** Start of GIVEN INFORMATION **

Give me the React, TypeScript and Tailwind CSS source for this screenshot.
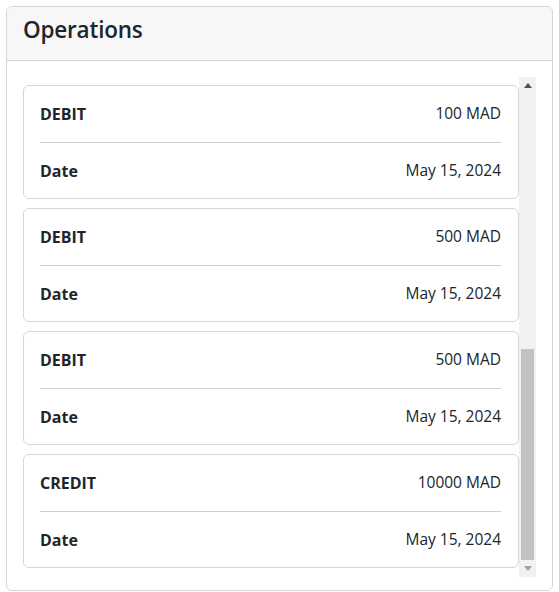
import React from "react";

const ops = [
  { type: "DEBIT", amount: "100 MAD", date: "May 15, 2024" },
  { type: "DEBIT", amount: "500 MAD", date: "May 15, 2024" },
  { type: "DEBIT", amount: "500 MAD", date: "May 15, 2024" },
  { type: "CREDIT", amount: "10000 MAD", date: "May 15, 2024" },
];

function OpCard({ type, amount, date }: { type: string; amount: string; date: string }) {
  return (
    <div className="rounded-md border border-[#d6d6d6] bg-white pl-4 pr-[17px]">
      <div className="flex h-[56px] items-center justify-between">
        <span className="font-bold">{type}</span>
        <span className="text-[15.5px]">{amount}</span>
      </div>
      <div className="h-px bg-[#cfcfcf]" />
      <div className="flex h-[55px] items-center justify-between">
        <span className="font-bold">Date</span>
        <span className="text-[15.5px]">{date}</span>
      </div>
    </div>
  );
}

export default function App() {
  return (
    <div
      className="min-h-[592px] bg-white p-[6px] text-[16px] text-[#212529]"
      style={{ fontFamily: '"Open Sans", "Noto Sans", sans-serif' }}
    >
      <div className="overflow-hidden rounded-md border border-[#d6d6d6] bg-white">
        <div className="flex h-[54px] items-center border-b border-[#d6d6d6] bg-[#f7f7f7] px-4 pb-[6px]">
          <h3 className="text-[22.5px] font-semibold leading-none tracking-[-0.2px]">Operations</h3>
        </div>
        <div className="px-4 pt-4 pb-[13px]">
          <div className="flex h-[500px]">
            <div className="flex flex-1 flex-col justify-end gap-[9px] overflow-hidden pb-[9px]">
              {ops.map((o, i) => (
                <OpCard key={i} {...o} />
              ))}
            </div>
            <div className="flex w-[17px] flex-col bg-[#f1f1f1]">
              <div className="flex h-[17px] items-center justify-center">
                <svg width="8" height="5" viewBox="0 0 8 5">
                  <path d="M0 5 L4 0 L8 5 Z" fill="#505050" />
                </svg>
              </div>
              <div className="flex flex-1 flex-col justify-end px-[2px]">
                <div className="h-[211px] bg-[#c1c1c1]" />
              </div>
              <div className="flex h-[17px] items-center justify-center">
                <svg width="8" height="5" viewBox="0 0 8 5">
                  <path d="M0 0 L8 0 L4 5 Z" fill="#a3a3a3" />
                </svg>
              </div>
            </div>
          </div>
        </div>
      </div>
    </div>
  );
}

** End of GIVEN INFORMATION **

EXERCISE DIRECTIONS: Isolate each line of the listing above that includes "React". Copy it.

TASK OUTPUT:
Give me the React, TypeScript and Tailwind CSS source for this screenshot.
import React from "react";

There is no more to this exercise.